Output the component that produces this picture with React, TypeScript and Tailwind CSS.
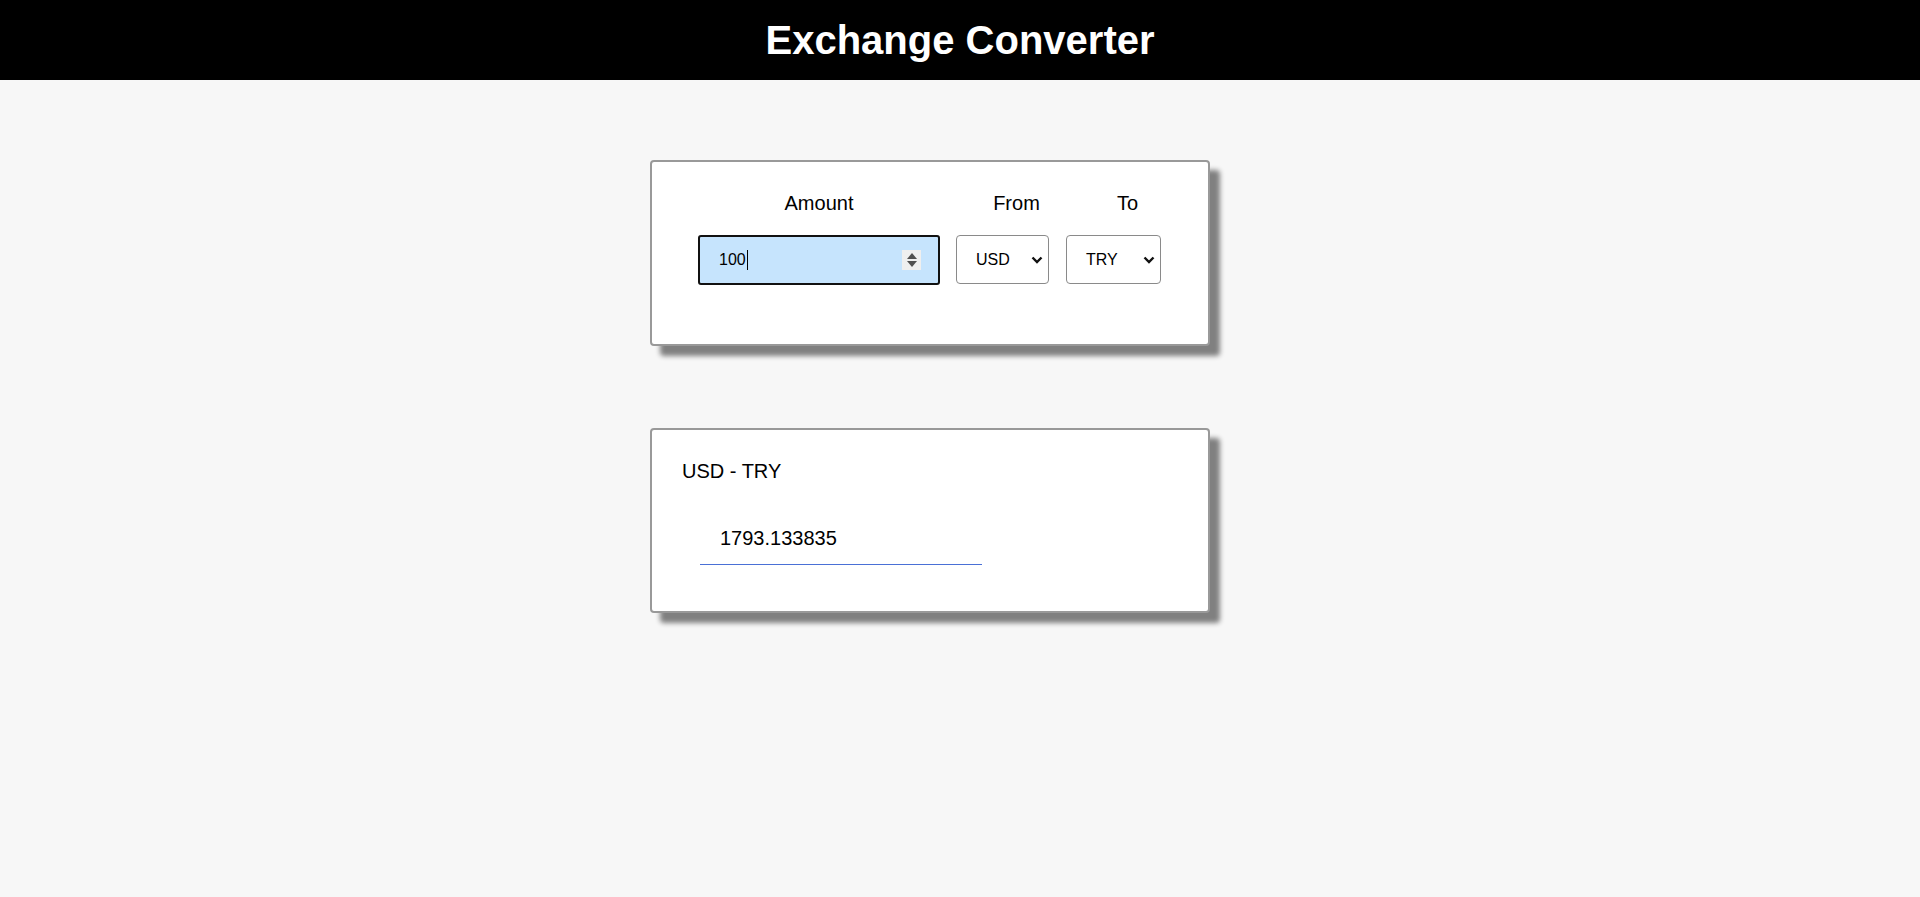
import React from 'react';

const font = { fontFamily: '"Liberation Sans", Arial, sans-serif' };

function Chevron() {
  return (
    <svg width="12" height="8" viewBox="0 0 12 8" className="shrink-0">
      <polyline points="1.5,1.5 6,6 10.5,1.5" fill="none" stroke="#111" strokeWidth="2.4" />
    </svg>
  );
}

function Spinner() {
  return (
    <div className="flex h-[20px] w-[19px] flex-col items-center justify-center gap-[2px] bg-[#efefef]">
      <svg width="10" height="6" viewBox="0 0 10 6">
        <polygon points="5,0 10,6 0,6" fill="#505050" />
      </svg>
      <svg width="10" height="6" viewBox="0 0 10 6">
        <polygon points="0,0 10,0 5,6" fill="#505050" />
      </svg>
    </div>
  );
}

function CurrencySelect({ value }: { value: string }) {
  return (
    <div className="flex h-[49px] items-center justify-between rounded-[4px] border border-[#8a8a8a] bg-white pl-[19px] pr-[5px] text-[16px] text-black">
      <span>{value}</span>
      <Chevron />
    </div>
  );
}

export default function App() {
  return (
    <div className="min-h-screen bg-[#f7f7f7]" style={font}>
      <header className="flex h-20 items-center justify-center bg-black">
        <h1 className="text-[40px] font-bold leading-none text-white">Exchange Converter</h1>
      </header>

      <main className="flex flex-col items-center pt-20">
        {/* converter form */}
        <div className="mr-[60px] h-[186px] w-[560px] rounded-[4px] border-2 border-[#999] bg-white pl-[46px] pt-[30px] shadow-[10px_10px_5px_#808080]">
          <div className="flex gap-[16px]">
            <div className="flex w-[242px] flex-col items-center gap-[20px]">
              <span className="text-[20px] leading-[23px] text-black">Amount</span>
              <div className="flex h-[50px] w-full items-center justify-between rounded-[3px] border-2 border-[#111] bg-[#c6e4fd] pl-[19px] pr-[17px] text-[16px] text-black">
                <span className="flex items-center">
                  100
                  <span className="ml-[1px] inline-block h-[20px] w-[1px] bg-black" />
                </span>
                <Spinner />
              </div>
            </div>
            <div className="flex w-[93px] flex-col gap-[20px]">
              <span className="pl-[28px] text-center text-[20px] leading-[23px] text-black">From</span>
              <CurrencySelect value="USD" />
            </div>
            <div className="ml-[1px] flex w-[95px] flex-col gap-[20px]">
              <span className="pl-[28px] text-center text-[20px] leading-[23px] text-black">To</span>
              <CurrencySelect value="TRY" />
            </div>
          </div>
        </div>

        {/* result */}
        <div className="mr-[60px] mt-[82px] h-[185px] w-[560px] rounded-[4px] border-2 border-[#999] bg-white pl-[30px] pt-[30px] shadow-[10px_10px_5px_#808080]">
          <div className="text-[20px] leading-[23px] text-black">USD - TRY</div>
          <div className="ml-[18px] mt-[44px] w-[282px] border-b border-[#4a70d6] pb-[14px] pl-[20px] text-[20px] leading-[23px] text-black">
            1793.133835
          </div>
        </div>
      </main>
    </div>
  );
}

[Job]: The listing above needs to be output again exactly. Don't include the pictures.

[Output for this exercise]:
Output the component that produces this picture with React, TypeScript and Tailwind CSS.
import React from 'react';

const font = { fontFamily: '"Liberation Sans", Arial, sans-serif' };

function Chevron() {
  return (
    <svg width="12" height="8" viewBox="0 0 12 8" className="shrink-0">
      <polyline points="1.5,1.5 6,6 10.5,1.5" fill="none" stroke="#111" strokeWidth="2.4" />
    </svg>
  );
}

function Spinner() {
  return (
    <div className="flex h-[20px] w-[19px] flex-col items-center justify-center gap-[2px] bg-[#efefef]">
      <svg width="10" height="6" viewBox="0 0 10 6">
        <polygon points="5,0 10,6 0,6" fill="#505050" />
      </svg>
      <svg width="10" height="6" viewBox="0 0 10 6">
        <polygon points="0,0 10,0 5,6" fill="#505050" />
      </svg>
    </div>
  );
}

function CurrencySelect({ value }: { value: string }) {
  return (
    <div className="flex h-[49px] items-center justify-between rounded-[4px] border border-[#8a8a8a] bg-white pl-[19px] pr-[5px] text-[16px] text-black">
      <span>{value}</span>
      <Chevron />
    </div>
  );
}

export default function App() {
  return (
    <div className="min-h-screen bg-[#f7f7f7]" style={font}>
      <header className="flex h-20 items-center justify-center bg-black">
        <h1 className="text-[40px] font-bold leading-none text-white">Exchange Converter</h1>
      </header>

      <main className="flex flex-col items-center pt-20">
        {/* converter form */}
        <div className="mr-[60px] h-[186px] w-[560px] rounded-[4px] border-2 border-[#999] bg-white pl-[46px] pt-[30px] shadow-[10px_10px_5px_#808080]">
          <div className="flex gap-[16px]">
            <div className="flex w-[242px] flex-col items-center gap-[20px]">
              <span className="text-[20px] leading-[23px] text-black">Amount</span>
              <div className="flex h-[50px] w-full items-center justify-between rounded-[3px] border-2 border-[#111] bg-[#c6e4fd] pl-[19px] pr-[17px] text-[16px] text-black">
                <span className="flex items-center">
                  100
                  <span className="ml-[1px] inline-block h-[20px] w-[1px] bg-black" />
                </span>
                <Spinner />
              </div>
            </div>
            <div className="flex w-[93px] flex-col gap-[20px]">
              <span className="pl-[28px] text-center text-[20px] leading-[23px] text-black">From</span>
              <CurrencySelect value="USD" />
            </div>
            <div className="ml-[1px] flex w-[95px] flex-col gap-[20px]">
              <span className="pl-[28px] text-center text-[20px] leading-[23px] text-black">To</span>
              <CurrencySelect value="TRY" />
            </div>
          </div>
        </div>

        {/* result */}
        <div className="mr-[60px] mt-[82px] h-[185px] w-[560px] rounded-[4px] border-2 border-[#999] bg-white pl-[30px] pt-[30px] shadow-[10px_10px_5px_#808080]">
          <div className="text-[20px] leading-[23px] text-black">USD - TRY</div>
          <div className="ml-[18px] mt-[44px] w-[282px] border-b border-[#4a70d6] pb-[14px] pl-[20px] text-[20px] leading-[23px] text-black">
            1793.133835
          </div>
        </div>
      </main>
    </div>
  );
}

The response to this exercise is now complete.